Taming Sensitive Weights : Noise Perturbation Fine-tuning for Robust LLM Quantization
This addresses the challenge of efficient hardware deployment for quantized LLMs by eliminating the need for mixed-precision handling of outliers, though it is incremental as it builds on existing quantization methods.
The paper tackles the problem of sensitive outlier weights in LLM quantization by proposing Noise Perturbation Fine-tuning (NPFT), which reduces their impact through fine-tuning with random perturbations, achieving stable performance improvements and enabling simpler quantizers like RTN to match GPTQ on LLaMA2-7B-4bits.

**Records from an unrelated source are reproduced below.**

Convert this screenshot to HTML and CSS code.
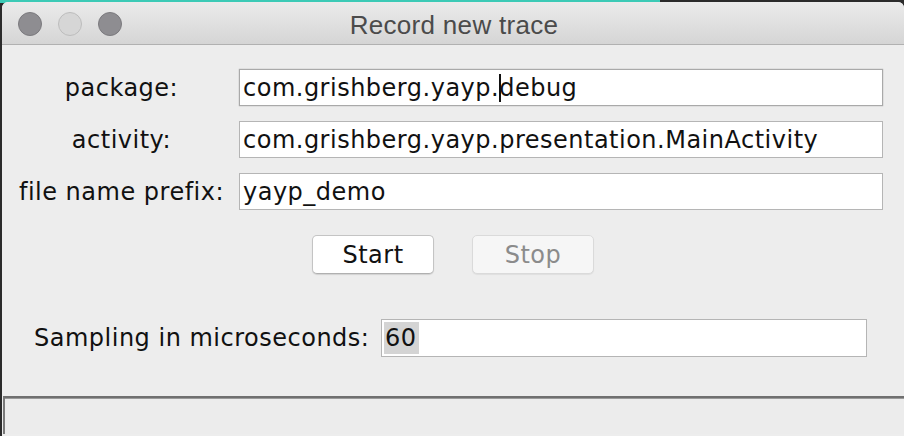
FILE: index.html
```html
<!DOCTYPE html>
<html>
<head>
<meta charset="utf-8">
<link rel="stylesheet" href="styles.css">
</head>
<body>
<div class="window">
  <div class="titlebar">
    <div class="lights">
      <span class="light dark"></span>
      <span class="light pale"></span>
      <span class="light dark"></span>
    </div>
    <div class="title">Record new trace</div>
  </div>
  <div class="content">
    <div class="form">
      <label class="lbl">package:</label>
      <div class="field focused">com.grishberg.yayp.<span class="caret"></span>debug</div>
      <label class="lbl">activity:</label>
      <div class="field">com.grishberg.yayp.presentation.MainActivity</div>
      <label class="lbl">file name prefix:</label>
      <div class="field">yayp_demo</div>
    </div>
    <div class="buttons">
      <button class="btn">Start</button>
      <button class="btn disabled">Stop</button>
    </div>
    <div class="sampling">
      <label class="slbl">Sampling in microseconds:</label>
      <div class="field sfield"><span class="sel">60</span></div>
    </div>
  </div>
  <div class="status"></div>
</div>
</body>
</html>
```

FILE: styles.css
```css
html, body {
  margin: 0;
  padding: 0;
  width: 904px;
  height: 436px;
  overflow: hidden;
}
body {
  background:
    linear-gradient(to right, #3ccab6 0, #3ccab6 660px, #2b2b2b 660px) top left / 100% 3px no-repeat,
    #2b2b2b;
  padding: 2px 0 0 2px;
  box-sizing: border-box;
  font-family: "DejaVu Sans", sans-serif;
}
.window {
  width: 902px;
  height: 434px;
  background: #ededed;
  border-radius: 6px 6px 0 0;
  display: flex;
  flex-direction: column;
  overflow: hidden;
}
.titlebar {
  height: 42px;
  flex: none;
  background: linear-gradient(#ebebeb, #d5d5d5);
  border-bottom: 1px solid #b1b1b1;
  display: flex;
  align-items: center;
  position: relative;
}
.lights {
  display: flex;
  gap: 16px;
  padding: 2px 0 0 16px;
}
.light {
  width: 24px;
  height: 24px;
  border-radius: 50%;
  box-sizing: border-box;
}
.light.dark {
  background: #8e8d91;
  border: 1px solid #7b7a7e;
}
.light.pale {
  background: #d6d6d6;
  border: 1px solid #bdbdbd;
}
.title {
  position: absolute;
  left: 0;
  right: 0;
  top: 8px;
  text-align: center;
  font-family: "Liberation Sans", Arial, sans-serif;
  font-size: 26px;
  letter-spacing: 0.3px;
  color: #4b4b4b;
  padding-left: 2px;
}
.content {
  flex: 1;
  padding-top: 24px;
}
.form {
  display: grid;
  grid-template-columns: 237px 644px;
  row-gap: 15px;
  align-items: center;
}
.lbl, .field, .btn, .slbl {
  font-size: 24px;
  letter-spacing: 0.5px;
}
.lbl {
  text-align: center;
  color: #111;
  padding-left: 2px;
}
.field {
  height: 37px;
  box-sizing: border-box;
  background: #fff;
  border: 1px solid #b5b5b5;
  color: #111;
  line-height: 36px;
  padding-left: 3px;
  white-space: nowrap;
}
.field.focused {
  border-color: #a9a9a9;
  box-shadow: 0 0 1px #999;
}
.caret {
  display: inline-block;
  width: 0;
  height: 28px;
  border-left: 2px solid #111;
  vertical-align: -6px;
  margin-right: -2px;
}
.buttons {
  display: flex;
  justify-content: center;
  gap: 38px;
  margin-top: 25px;
}
.btn {
  width: 122px;
  height: 39px;
  border-radius: 5px;
  background: #fff;
  border: 1px solid #c4c4c4;
  border-bottom-color: #b0b0b0;
  box-shadow: 0 1px 1px rgba(0,0,0,0.12);
  font-family: "DejaVu Sans", sans-serif;
  color: #111;
  padding: 0;
}
.btn.disabled {
  background: #f6f6f6;
  border-color: #dadada;
  color: #8b8b8b;
  box-shadow: 0 1px 1px rgba(0,0,0,0.06);
}
.sampling {
  display: flex;
  align-items: center;
  margin-top: 45px;
  padding-left: 32px;
}
.slbl {
  color: #111;
  width: 347px;
  flex: none;
  white-space: nowrap;
}
.sfield {
  width: 486px;
  height: 38px;
  padding-left: 2px;
}
.sel {
  display: inline-block;
  background: #d4d4d4;
  line-height: 32px;
  padding: 0 2px 0 1px;
}
.status {
  height: 36px;
  flex: none;
  margin: 0 0 2px 1px;
  background: #ececec;
  border-top: 2px solid #707070;
  border-left: 2px solid #7a7a7a;
  box-shadow: inset 0 1px 0 #9a9a9a;
}
```
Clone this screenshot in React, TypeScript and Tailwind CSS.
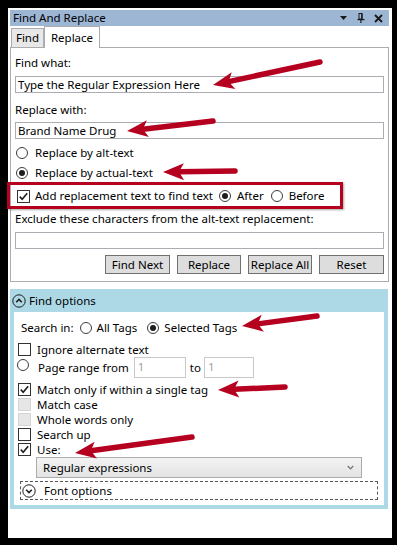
import React from "react";

const RED = "#b5001f";

function arrowShape(x1: number, y1: number, x2: number, y2: number) {
  const L = 21, W = 17, N = 5;
  const dx = x2 - x1, dy = y2 - y1;
  const len = Math.hypot(dx, dy);
  const ux = dx / len, uy = dy / len;
  const px = -uy, py = ux;
  const bx = x2 - ux * L, by = y2 - uy * L;
  const nx = x2 - ux * (L - N), ny = y2 - uy * (L - N);
  const head = `${x2},${y2} ${bx + (px * W) / 2},${by + (py * W) / 2} ${nx},${ny} ${bx - (px * W) / 2},${by - (py * W) / 2}`;
  return { x1, y1, nx, ny, head };
}

const ARROWS: [number, number, number, number][] = [
  [320, 62, 213, 85],
  [213, 121, 127, 131],
  [235, 171, 163, 172],
  [317, 316, 242, 326],
  [285, 387, 218, 390],
  [192, 437, 75, 453],
];

function Radio({ checked }: { checked?: boolean }) {
  return (
    <span className="w-[12px] h-[12px] rounded-full border border-[#3c3c3c] bg-white flex items-center justify-center shrink-0">
      {checked && <span className="w-[6px] h-[6px] rounded-full bg-[#1e1e1e]" />}
    </span>
  );
}

function Check({ checked, disabled }: { checked?: boolean; disabled?: boolean }) {
  return (
    <span
      className={
        disabled
          ? "w-[13px] h-[13px] border border-[#d4d4d4] bg-[#e6e6e6] shrink-0"
          : "w-[13px] h-[13px] border border-[#333333] bg-white shrink-0 flex items-center justify-center"
      }
    >
      {checked && (
        <svg width="11" height="11" viewBox="0 0 11 11">
          <path d="M1.8 5.6 L4.2 8.2 L9.2 2.2" fill="none" stroke="#1e1e1e" strokeWidth="1.6" />
        </svg>
      )}
    </span>
  );
}

function CircleChevron({ up }: { up?: boolean }) {
  return (
    <svg width="14" height="14" viewBox="0 0 14 14" className="shrink-0">
      <circle cx="7" cy="7" r="6.2" fill="none" stroke="#1e1e1e" strokeWidth="1" />
      {up ? (
        <path d="M4.2 8.3 L7 5.5 L9.8 8.3" fill="none" stroke="#1e1e1e" strokeWidth="1.6" />
      ) : (
        <path d="M4.2 5.7 L7 8.5 L9.8 5.7" fill="none" stroke="#1e1e1e" strokeWidth="1.6" />
      )}
    </svg>
  );
}

function Btn({ label, w }: { label: string; w: string }) {
  return (
    <div className={`${w} h-[19px] border border-[#707070] bg-[#dddddd] flex items-center justify-center`}>
      {label}
    </div>
  );
}

export default function App() {
  return (
    <div className="relative w-[397px] h-[545px] bg-black overflow-hidden pt-[8px] pl-[8px] font-['Noto_Sans',sans-serif] text-[11.5px] text-black leading-none">
      <div className="w-[384px] h-[530px] bg-white pl-[2px] pt-[2px] pr-[3px] flex flex-col">
        {/* Title bar */}
        <div className="h-[16px] bg-[#9db6d4] flex items-center justify-between pl-[3px] pr-[6px]">
          <span>Find And Replace</span>
          <div className="flex items-center gap-[9px]">
            <svg width="8" height="5" viewBox="0 0 8 5">
              <polygon points="0,0 7,0 3.5,4" fill="#1a1a1a" />
            </svg>
            <svg width="8" height="10" viewBox="0 0 8 10">
              <rect x="2" y="0.5" width="3" height="5.5" fill="none" stroke="#1a1a1a" strokeWidth="1" />
              <rect x="4.2" y="0.5" width="1.3" height="5.5" fill="#1a1a1a" />
              <rect x="0.5" y="6" width="7" height="1.2" fill="#1a1a1a" />
              <rect x="3.3" y="7" width="1.2" height="3" fill="#1a1a1a" />
            </svg>
            <svg width="9" height="9" viewBox="0 0 9 9">
              <path d="M1 1 L8 8 M8 1 L1 8" stroke="#1a1a1a" strokeWidth="1.9" />
            </svg>
          </div>
        </div>

        {/* Tabs */}
        <div className="h-[21px] flex items-end pl-[1px]">
          <div className="h-[19px] w-[33px] border border-b-0 border-[#acacac] bg-[#e8e8e8] flex items-center justify-center">
            Find
          </div>
          <div className="relative z-10 -mb-px h-[22px] w-[56px] border border-b-0 border-[#acacac] bg-white flex items-center justify-center">
            Replace
          </div>
        </div>

        {/* Replace panel */}
        <div className="h-[235px] border border-[#acacac] px-[4px] flex flex-col">
          <div className="mt-[7px] h-[16px] flex items-center">Find what:</div>
          <div className="mt-[5px] h-[17px] border border-[#abadb3] flex items-center pl-[2px]">
            Type the Regular Expression Here
          </div>
          <div className="mt-[9px] h-[16px] flex items-center">Replace with:</div>
          <div className="mt-[4px] h-[17px] border border-[#abadb3] flex items-center pl-[2px]">
            Brand Name Drug
          </div>
          <div className="mt-[6px] h-[16px] flex items-center gap-[7px] pl-[1px]">
            <Radio />
            <span>Replace by alt-text</span>
          </div>
          <div className="mt-[4px] h-[16px] flex items-center gap-[7px] pl-[1px]">
            <Radio checked />
            <span>Replace by actual-text</span>
          </div>
          <div className="mt-[7px] h-[16px] flex items-center pl-[2px]">
            <Check checked />
            <span className="ml-[5px]">Add replacement text to find text</span>
            <span className="ml-[6px]">
              <Radio checked />
            </span>
            <span className="ml-[6px]">After</span>
            <span className="ml-[7px]">
              <Radio />
            </span>
            <span className="ml-[6px]">Before</span>
          </div>
          <div className="mt-[7px] h-[16px] flex items-center">
            Exclude these characters from the alt-text replacement:
          </div>
          <div className="mt-[5px] h-[17px] border border-[#abadb3]" />
          <div className="mt-[6px] flex justify-end gap-[7px]">
            <Btn label="Find Next" w="w-[65px]" />
            <Btn label="Replace" w="w-[64px]" />
            <Btn label="Replace All" w="w-[64px]" />
            <Btn label="Reset" w="w-[65px]" />
          </div>
        </div>

        {/* Find options */}
        <div className="mt-[7px] w-[378px] flex flex-col">
          <div className="h-[23px] bg-[#add8e6] flex items-center pl-[2px] gap-[3px]">
            <CircleChevron up />
            <span>Find options</span>
          </div>
          <div className="h-[197px] border-x-[4px] border-b-[4px] border-[#add8e6] bg-white flex flex-col">
            <div className="mt-[8px] h-[16px] flex items-center pl-[7px]">
              <span>Search in:</span>
              <span className="ml-[6px]">
                <Radio />
              </span>
              <span className="ml-[5px]">All Tags</span>
              <span className="ml-[10px]">
                <Radio checked />
              </span>
              <span className="ml-[5px]">Selected Tags</span>
            </div>
            <div className="mt-[6px] h-[15px] flex items-center pl-[4px] gap-[6px]">
              <Check />
              <span>Ignore alternate text</span>
            </div>
            <div className="h-[21px] flex items-center pl-[3px]">
              <span className="self-start mt-[2px]">
                <Radio />
              </span>
              <span className="ml-[9px]">Page range from</span>
              <div className="ml-[5px] w-[52px] h-[21px] border border-[#c9c9c9] text-[#a0a0a0] pl-[3px] pt-[3px]">1</div>
              <span className="ml-[4px]">to</span>
              <div className="ml-[3px] w-[50px] h-[21px] border border-[#c9c9c9] text-[#a0a0a0] pl-[3px] pt-[3px]">1</div>
            </div>
            <div className="mt-[4px] h-[15px] flex items-center pl-[4px] gap-[6px]">
              <Check checked />
              <span>Match only if within a single tag</span>
            </div>
            <div className="h-[15px] flex items-center pl-[4px] gap-[6px]">
              <Check disabled />
              <span>Match case</span>
            </div>
            <div className="h-[15px] flex items-center pl-[4px] gap-[6px]">
              <Check disabled />
              <span>Whole words only</span>
            </div>
            <div className="h-[15px] flex items-center pl-[4px] gap-[6px]">
              <Check />
              <span>Search up</span>
            </div>
            <div className="h-[15px] flex items-center pl-[4px] gap-[6px]">
              <Check checked />
              <span>Use:</span>
            </div>
            <div className="ml-[22px] w-[326px] h-[21px] border border-[#acacac] bg-linear-to-b from-[#f3f3f3] to-[#e3e3e3] flex items-center justify-between pl-[6px] pr-[7px]">
              <span>Regular expressions</span>
              <svg width="7" height="5" viewBox="0 0 7 5">
                <path d="M0.8 1 L3.5 3.8 L6.2 1" fill="none" stroke="#707070" strokeWidth="1.2" />
              </svg>
            </div>
            <div className="mt-[3px] ml-[6px] w-[358px] h-[19px] border border-dashed border-[#555555] flex items-center pl-[1px] gap-[8px]">
              <CircleChevron />
              <span>Font options</span>
            </div>
          </div>
        </div>
      </div>

      {/* Annotation overlay */}
      <div className="absolute left-[7px] top-[182px] w-[336px] h-[27px] border-[3px] border-[#b5001f] shadow-[1px_1px_2px_rgba(0,0,0,0.35)] pointer-events-none" />
      <svg className="absolute left-0 top-0 pointer-events-none" width="397" height="545" viewBox="0 0 397 545">
        {ARROWS.map(([a, b, c, d], i) => {
          const s = arrowShape(a, b, c, d);
          return (
            <g key={i}>
              <line x1={s.x1} y1={s.y1} x2={s.nx} y2={s.ny} stroke={RED} strokeWidth="5.5" strokeLinecap="round" />
              <polygon points={s.head} fill={RED} />
            </g>
          );
        })}
      </svg>
    </div>
  );
}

Quantization is a critical step to enable efficient LLM serving under limited resource. However, previous research observes that certain weights in the LLM, known as outliers, are significantly sensitive to quantization noises. Existing quantization methods leave these outliers as floating points or higher precisions to retain performance, posting challenges on the efficient hardware deployment of the mixed-precision model. This work investigates an alternative way to tame the sensitive weights' impact on the quantization error, by reducing the loss Hessian trace with respect to outliers through an efficient fine-tuning process. We propose Noise Perturbation Fine-tuning (NPFT), which identifies outlier weights and add random weight perturbations on the outliers as the model going through a PEFT optimization. NPFT tames the sensitivity of outlier weights so that the quantized model performance can be improved without special treatment to the outliers. When applied to OPT and LLaMA models, our NPFT method achieves stable performance improvements for both uniform and non-uniform quantizers, while also offering better inference efficiency. Notably, the simplest RTN can achieve performance on par with GPTQ using our NPFT on LLaMA2-7B-4bits benchmark.